Over the next decade, the scale by which we measure “big” exploded. Every leap forward—a million billion-fold from megabytes and gigabytes to exabytes—opened new ways in which machines could draw startling conclusions from data, further convincing decision makers that the behavior of large groups is a very good indication of how an individual will behave. The accuracy of voter models used by Barack Obama’s presidential campaigns, the success of IBM’s Watson in beating human competitors at “Jeopardy,” and a dozen other highly visible projects impressed on popular culture the potential of Big Data for changing our conception of the world and people around us. Critics who loudly decried that there was such a things as too much data, were unwitting accomplices in spreading the religion of predictive analytics.
It is curious that the potential impact of such data-intensive methods on higher education was so slow to be recognized. My theory is that it was not so much a problem of recognition as an unsettling realization of what the future might have in store. Educators, who over the previous century invested heavily in the massification of higher ed, knew that these new methods were problematic at many levels. Accurate analytics enabled personalized education at scale, for instance. But as the historian of higher education Frederick Rudolph pointed out fifty years ago, higher education was built on a factory model in which raw materials moved in lockstep through a set of manufacturing steps designed to produce graduates who had been subjected to equal doses of Carnegie units of learning, all under the watchful eye of quality control specialists who rejected defective products.
Psychologists like Benjamin Bloom undercut the factory model and established the primacy of personalization in education.

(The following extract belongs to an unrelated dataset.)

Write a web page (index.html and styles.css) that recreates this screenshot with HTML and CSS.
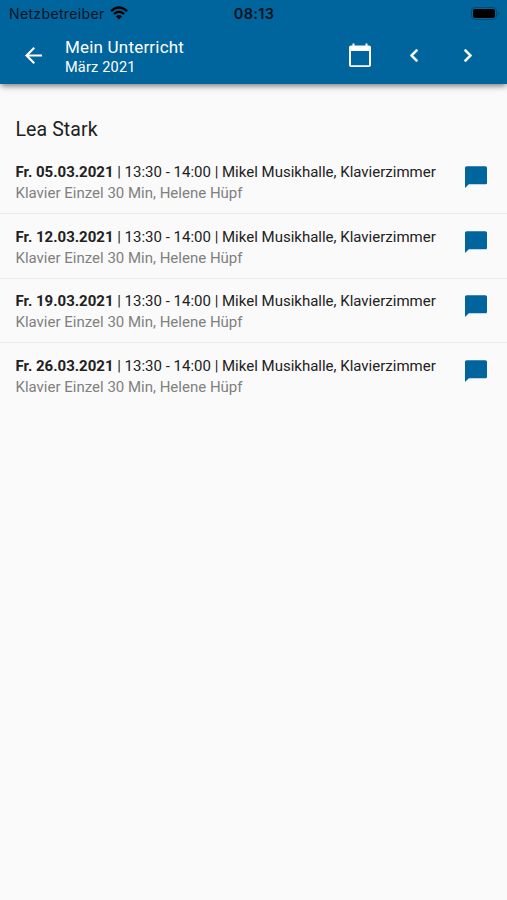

If personalization was practical, most of the rationale for standardized testing, accreditation, and other lynchpins of higher ed would become unnecessary. Even worse, many of the methods for amassing large educational data sets involved online course delivery, a prospect abhorred by many critics who were already attacking MOOCs as a dehumanizing industrialization of the classroom experience. One can imagine the internal struggles to reconcile the desire for a small, intimate learning experience with the possibility that the path to better learning might run directly though virtual classrooms containing thousands or tens of thousands students or statistical analysis of student records. Nevertheless, it was soon apparent that technology conceived to use business intelligence to improve efficiency and effectiveness might also help educators personalize the learning experience, something that the factory model was not able to do.
Adapting Big Data to higher education was bolstered by the peculiar nature of online instruction. Unlike online consumers, who might spend a few minutes purchasing a book, making a dinner reservation, or paying a credit card bill, students engage with their learning materials for hours. They watch and re-watch videos, take and re-take online quizzes, and use social networks in place of in-person recitations. On a relative scale, education generates massive amounts of data—a hundred million times more data than e-commerce according to some estimates. As I explained in my book Revolution in Higher Education, this scale is what makes Big Data particularly effective in education.
This advantage was apparent immediately. Knewton, one of the earliest tech firms specializing in Big Data for learning analytics, formed a partnership with Arizona State University to visualize the progress of ASU’s Math Readiness students. When co-founder Jose Ferreira demonstrated Knewton’s visualization engine to a 2012 invited meeting of higher education leaders in Washington, audience members could see for the first time how the ordering of small learning modules affected student comprehension and progress through course material. Some learners sped through the material in a straight line, some slowed considerably to return to concepts they had not yet mastered, while others failed to make any progress at all. It was obvious to all that professors guiding the course would be able to use this information to make real-time adjustments in teaching, creating personalized learning pathways. Within two semesters success rates rose from 64 to 75 percent, while dropout rates were cut in half.
At about the same time, Georgia State University was building predictive models of student success based on a data set of millions of student records amassed over the course of 10 years. Led by GSU Vice Provost Tim Renick, data-driven analytical models were used to flag students whose progress toward a degree might be derailed without intervention from an advisor. Over a five-year period, graduation rates were boosted by 6 percent and the average time to degree completion was reduced by a half a semester. The completion gap for low income, minority, and first-generation students virtually disappeared. The return on investment for using the technology funded the expansion in advising, so these quality improvements cost the university literally nothing.
In January of this year, Georgia Tech launched a completely online CS 1301 course offering for undergraduates hosted by edX and powered by McGraw-Hill’s SmartBook adaptive technology. Taught by online Master of Science in Computer Science (OMS CS) instructor and Udacity course developer David Joyner and incubated in Georgia Tech’s Center for 21st Century Universities, this new course is designed to utilize the best in technology and student data analysis to create a better and more accessible introductory computer science course for Georgia Tech students and, ultimately, learners all over the world. As universities embrace the operational efficiency and educational effectiveness enabled by Big Data, projects like this will lead the way in technology-enabled personalized learning pathways.
There are dozens of large-scale projects like these underway. Big Data empowers higher education to not only envision but also enable a world in which the individualized academic needs of students are understood and engaged through technology. While some fear the de-humanizing impact of technology, I think the opposite result is far more likely. Students who were not succeeding before and those receiving lower grades who may have previously skated by unnoticed, are supported and empowered to succeed, enabling an improved educational trajectory and more frequent human engagement along the way. Not only that, but universities have been able to streamline resources while simultaneously improving outcomes. The power of big data in higher education lies in technology’s ability to personalize and create an improved, more “human” experience than we’ve seen in outmoded factory models of education.